La diferencia entre caldo de gallina y caldo de marisco (o, si lo prefieren, caldo de carne y caldo de pescado, aunque lo de marisco es más aparente) es sustancial y en algunos establecimientos apetece tomar las dos variantes. Sin embargo, en otro tiempo y salvo en las localidades costeras, el caldo solía ser de carne y así Ruperto de Nola nos da la receta de un «caldo lardero», en el que el ingrediente que lo alegra es el tocino. Las aves, incluidas las de caza viejas, hacen un buen caldo y, también, el pecho o la pierna de vaca o cordero. Según las hermanas Bertrand, «la prueba de su bondad consiste en el buen color dorado». Más a propósito para el dorado otoño no puede ser el buen caldo de carne.

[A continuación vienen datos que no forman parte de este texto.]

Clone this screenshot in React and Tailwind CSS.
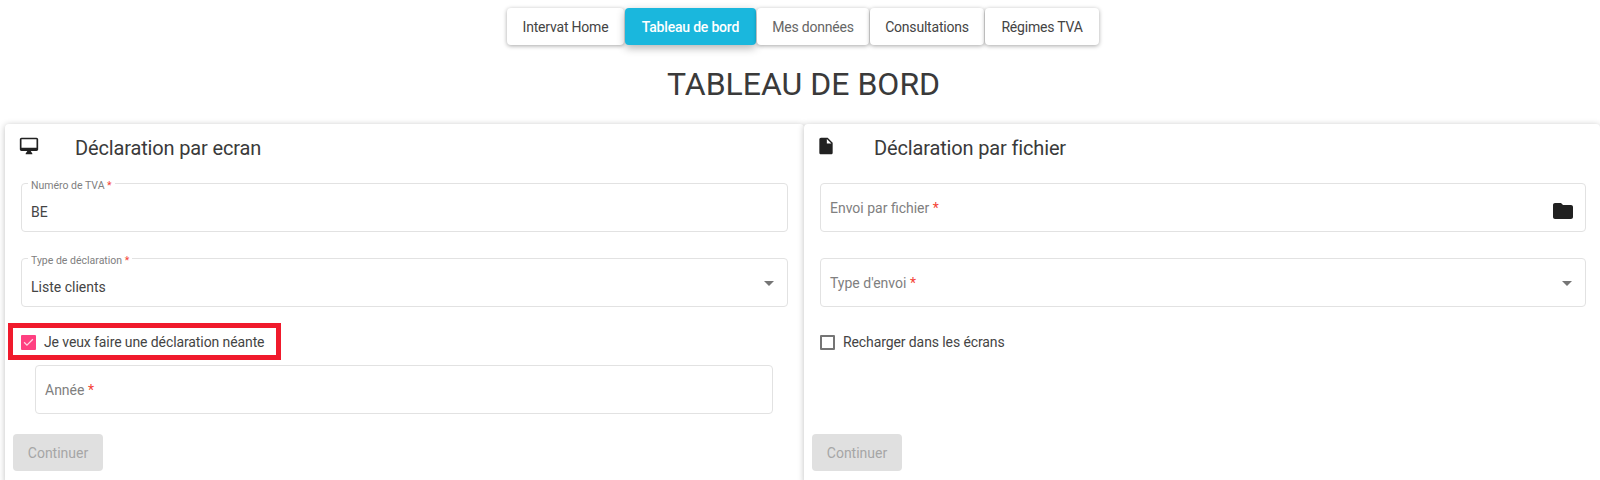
const F = "font-['Roboto',sans-serif]";

function Nav({ children, active, w, muted }) {
  return (
    <button
      className={
        "h-[37px] rounded text-sm tracking-[-0.2px] " +
        w +
        (active
          ? " bg-[#1ab7dd] font-medium text-white shadow-[0_3px_8px_rgba(0,0,0,0.3)]"
          : " bg-white shadow-[0_1px_4px_rgba(0,0,0,0.35)] " + (muted ? "text-[#666666]" : "text-[#444444]"))
      }
    >
      {children}
    </button>
  );
}

function Req() {
  return <span className="text-[#f44336]"> *</span>;
}

function Field({ label, value, arrow, folder, className = "" }) {
  const floated = value !== undefined;
  return (
    <div className={"relative h-[49px] rounded border border-[#e2e2e2] bg-white " + className}>
      {floated ? (
        <>
          <span className="absolute left-[6px] top-[-4px] bg-white px-[3px] text-[10.5px] leading-[12px] text-[#808080]">
            {label}
            <Req />
          </span>
          <span className="absolute left-[9px] top-[18px] text-sm leading-5 text-[#444444]">{value}</span>
        </>
      ) : (
        <span className="absolute left-[9px] top-[14px] text-sm leading-5 text-[#808080]">
          {label}
          <Req />
        </span>
      )}
      {arrow && (
        <svg viewBox="0 0 24 24" className="absolute right-[6px] top-[12px] h-6 w-6 fill-[#757575]">
          <path d="M7 10l5 5 5-5z" />
        </svg>
      )}
      {folder && (
        <svg viewBox="0 0 24 24" className="absolute right-[10px] top-[15px] h-6 w-6 fill-[#212121]">
          <path d="M10 4H4c-1.1 0-1.99.9-1.99 2L2 18c0 1.1.9 2 2 2h16c1.1 0 2-.9 2-2V8c0-1.1-.9-2-2-2h-8l-2-2z" />
        </svg>
      )}
    </div>
  );
}

function Check({ checked, label }) {
  return (
    <div className="flex h-4 items-center gap-2">
      {checked ? (
        <span className="flex h-[15px] w-[15px] items-center justify-center rounded-[1px] bg-[#ff4081]">
          <svg viewBox="0 0 24 24" className="h-4 w-4 fill-none stroke-[#ffd5e3] stroke-2">
            <path d="M5 12.5l4.5 4.5L19 7.5" />
          </svg>
        </span>
      ) : (
        <span className="h-[15px] w-[15px] rounded-[1px] border-2 border-[#757575]" />
      )}
      <span className="text-sm leading-4 tracking-[-0.1px] text-[#444444]">{label}</span>
    </div>
  );
}

function CardHead({ icon, title }) {
  return (
    <div className="flex h-[59px] items-start">
      <div className="flex w-[54px] shrink-0 pt-[12px]">{icon}</div>
      <h2 className="pt-[10px] text-xl leading-7 tracking-[-0.15px] text-[#3a3a3a]">{title}</h2>
    </div>
  );
}

function Continue() {
  return (
    <button className="h-[37px] w-[90px] rounded bg-[#e0e0e0] text-sm text-[#a6a6a6]">Continuer</button>
  );
}

export default function App() {
  return (
    <div className={"h-[480px] overflow-hidden bg-white " + F}>
      <nav className="flex justify-center pl-[6px] pt-2">
        <div className="flex gap-px">
          <Nav w="w-[117px]">Intervat Home</Nav>
          <Nav active w="w-[131px]">Tableau de bord</Nav>
          <Nav muted w="w-[112px]">Mes données</Nav>
          <Nav w="w-[114px]">Consultations</Nav>
          <Nav w="w-[114px]">Régimes TVA</Nav>
        </div>
      </nav>
      <h1 className="mt-[21px] pl-[7px] text-center text-[32px] leading-9 text-[#3a3a3a]">TABLEAU DE BORD</h1>
      <div className="mt-[22px] flex pl-[5px]">
        <section className="relative h-[360px] w-[799px] rounded bg-white px-4 shadow-[0_1px_6px_rgba(0,0,0,0.25)]">
          <CardHead
            icon={
              <svg viewBox="0 0 24 24" className="ml-[-2px] h-5 w-5 fill-[#212121]">
                <path d="M21 2H3c-1.1 0-2 .9-2 2v12c0 1.1.9 2 2 2h7l-2 3v1h8v-1l-2-3h7c1.1 0 2-.9 2-2V4c0-1.1-.9-2-2-2zm0 12H3V4h18v10z" />
              </svg>
            }
            title="Déclaration par ecran"
          />
          <div className="flex flex-col gap-[26px]">
            <Field label="Numéro de TVA" value="BE" />
            <Field label="Type de déclaration" value="Liste clients" arrow />
          </div>
          <div className="relative mt-[27px]">
            <Check checked label="Je veux faire une déclaration néante" />
            <div className="absolute left-[-13px] top-[-11px] h-[37px] w-[273px] border-[5px] border-[#f01a2c]" />
          </div>
          <Field label="Année" className="ml-[14px] mr-[15px] mt-[15px]" />
          <div className="ml-[-8px] mt-[20px]">
            <Continue />
          </div>
        </section>
        <section className="relative h-[360px] w-[796px] rounded bg-white pl-4 pr-[14px] shadow-[0_1px_6px_rgba(0,0,0,0.25)]">
          <CardHead
            icon={
              <svg viewBox="0 0 24 24" className="ml-[-4px] h-5 w-5 fill-[#212121]">
                <path d="M6 2c-1.1 0-1.99.9-1.99 2L4 20c0 1.1.89 2 1.99 2H18c1.1 0 2-.9 2-2V8l-6-6H6zm7 7V3.5L18.5 9H13z" />
              </svg>
            }
            title="Déclaration par fichier"
          />
          <div className="flex flex-col gap-[26px]">
            <Field label="Envoi par fichier" folder />
            <Field label="Type d'envoi" arrow />
          </div>
          <div className="mt-[27px]">
            <Check label="Recharger dans les écrans" />
          </div>
          <div className="ml-[-8px] mt-[84px]">
            <Continue />
          </div>
        </section>
      </div>
    </div>
  );
}
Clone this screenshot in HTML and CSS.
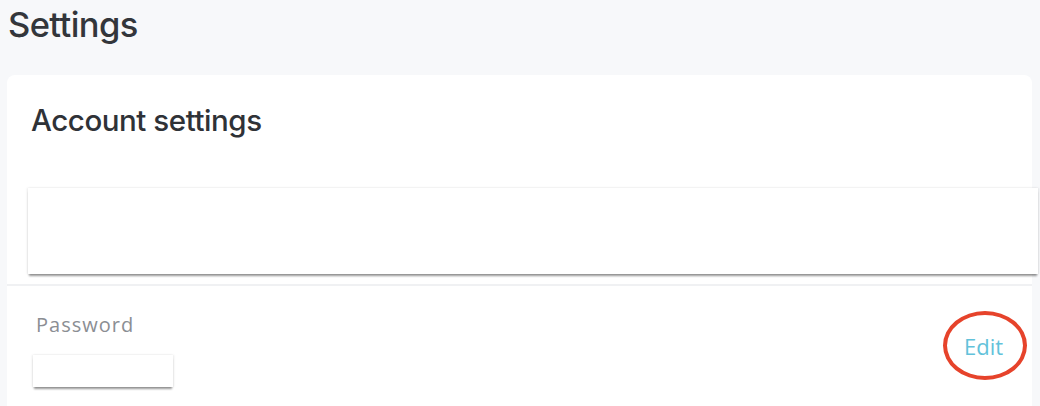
FILE: index.html
```html
<!DOCTYPE html>
<html lang="en">
<head>
<meta charset="utf-8">
<title>Settings</title>
<link rel="stylesheet" href="styles.css">
</head>
<body>
<main class="page">
  <h1 class="page-title">Settings</h1>
  <section class="card">
    <h2 class="card-title">Account settings</h2>
    <div class="blank-panel"></div>
    <div class="divider"></div>
    <div class="field-row">
      <div class="field">
        <div class="field-label">Password</div>
        <div class="field-value"></div>
      </div>
      <a class="edit-link" href="#">Edit</a>
    </div>
  </section>
</main>
</body>
</html>
```

FILE: styles.css
```css
html, body {
  margin: 0;
  padding: 0;
  height: 100%;
  background: #f7f8fa;
  overflow: hidden;
}

.page {
  display: flex;
  flex-direction: column;
  padding: 0 8px 0 7px;
}

.page-title {
  margin: 0;
  padding: 3px 0 0 1px;
  height: 75px;
  box-sizing: border-box;
  font-family: Inter, "Liberation Sans", sans-serif;
  font-weight: 500;
  font-size: 34.5px;
  line-height: 44px;
  letter-spacing: -0.6px;
  color: #33363b;
}

.card {
  background: #ffffff;
  border-radius: 8px 8px 0 0;
  display: flex;
  flex-direction: column;
  height: 340px;
}

.card-title {
  margin: 0;
  padding: 26px 0 0 24px;
  height: 113px;
  box-sizing: border-box;
  font-family: Inter, "Liberation Sans", sans-serif;
  font-weight: 500;
  font-size: 29.5px;
  line-height: 38px;
  letter-spacing: -0.45px;
  color: #2f3237;
}

.blank-panel {
  margin: 0 -6px 0 21px;
  height: 86px;
  background: #ffffff;
  box-shadow: 0 3px 2px -1px rgba(0, 0, 0, 0.4), 1px 0 2px rgba(0, 0, 0, 0.08), -1px 0 2px rgba(0, 0, 0, 0.08);
}

.divider {
  margin-top: 10px;
  height: 2px;
  background: #f0f1f3;
}

.field-row {
  display: flex;
  justify-content: space-between;
  align-items: flex-start;
  padding: 0 0 0 29px;
}

.field {
  display: flex;
  flex-direction: column;
}

.field-label {
  margin-top: 26px;
  font-family: "Open Sans", "Liberation Sans", sans-serif;
  font-size: 20px;
  line-height: 26px;
  letter-spacing: 1px;
  color: #8b8e93;
}

.field-value {
  margin: 17px 0 0 -3px;
  width: 140px;
  height: 32px;
  background: #ffffff;
  box-shadow: 0 3px 2px -1px rgba(0, 0, 0, 0.4), 1px 0 2px rgba(0, 0, 0, 0.08), -1px 0 2px rgba(0, 0, 0, 0.08);
}

.edit-link {
  margin: 25px 5px 0 0;
  width: 73px;
  height: 61px;
  border: 4px solid #e6432b;
  border-radius: 50%;
  display: flex;
  align-items: center;
  justify-content: center;
  padding-right: 3px;
  box-sizing: content-box;
  font-family: "Open Sans", "Liberation Sans", sans-serif;
  font-size: 22px;
  color: #62c2da;
  text-decoration: none;
}
```
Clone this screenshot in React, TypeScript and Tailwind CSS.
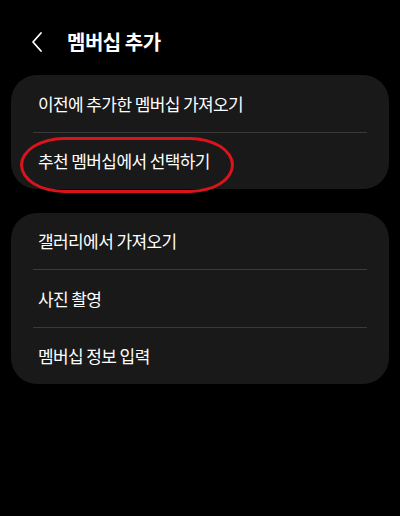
export default function App() {
  const font = { fontFamily: '"Noto Sans CJK KR", "Noto Sans", sans-serif' };

  return (
    <div className="w-[400px] h-[516px] bg-black text-white" style={font}>
      {/* Header */}
      <div className="flex items-center h-[75px] pl-[30px] pt-[8px]">
        <svg width="14" height="22" viewBox="0 0 14 22" fill="none">
          <path d="M11 2 L3 11 L11 20" stroke="white" strokeWidth="1.8" strokeLinecap="round" strokeLinejoin="round" />
        </svg>
        <h1 className="ml-[23px] text-[20px] font-bold tracking-[-0.5px]">멤버십 추가</h1>
      </div>

      <div className="px-[11px] flex flex-col gap-[24px]">
        {/* Card 1 */}
        <div className="relative bg-[#191919] rounded-[26px] px-[22px]">
          <div className="h-[57px] flex items-center pl-[5px] text-[17px] tracking-[-0.6px]">이전에 추가한 멤버십 가져오기</div>
          <div className="h-px bg-[#3a3a3a]" />
          <div className="h-[56px] flex items-center pl-[5px] text-[17px] tracking-[-0.6px]">추천 멤버십에서 선택하기</div>
          {/* annotation */}
          <div className="absolute left-[9px] top-[62px] w-[214px] h-[56px] border-[3px] border-[#d9141c] rounded-[44px/28px]" />
        </div>

        {/* Card 2 */}
        <div className="bg-[#191919] rounded-[26px] px-[22px]">
          <div className="h-[56px] flex items-center pl-[5px] text-[17px] tracking-[-0.6px]">갤러리에서 가져오기</div>
          <div className="h-px bg-[#3a3a3a]" />
          <div className="h-[57px] flex items-center pl-[5px] text-[17px] tracking-[-0.6px]">사진 촬영</div>
          <div className="h-px bg-[#3a3a3a]" />
          <div className="h-[56px] flex items-center pl-[5px] text-[17px] tracking-[-0.6px]">멤버십 정보 입력</div>
        </div>
      </div>
    </div>
  );
}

Un buen bar que tenga restaurante que trabaje los buenos productos de la tierra y del mar es imposible que haga un mal caldo. Por eso a veces resultan incomprensiblesciertos caldos insípidos. Por lo general, el caldo se saca de la sopa, aunque algunos se hacen «ex profeso». El de Arrieta espeso y con huevo hilado era de los más renombrados. También espeso y con sabor a marisco, siempre muy caliente y picante, es el de Casa Ramón en el Fontán, uno de los clásicos de Oviedo desde hace muchos años. Es un caldo que hay que tomar siempre que haya oportunidad para ello, es decir, siempre que no sea verano. Más líquido pero sabrosísimo es el de El Dorado, en González Besada, donde se ofrece como obsequio en las variantes mencionadas de carne y pescado como deferencia al cliente. Manolo, el dueño, siguiendo su gusto personal, se inclina por el de carne. Pero no se trata más que de una opinión, porque el caldo de pescado es de primera categoría. De quitarse el sombrero, porque hemos entrado en calor y el sombrero no hace falta.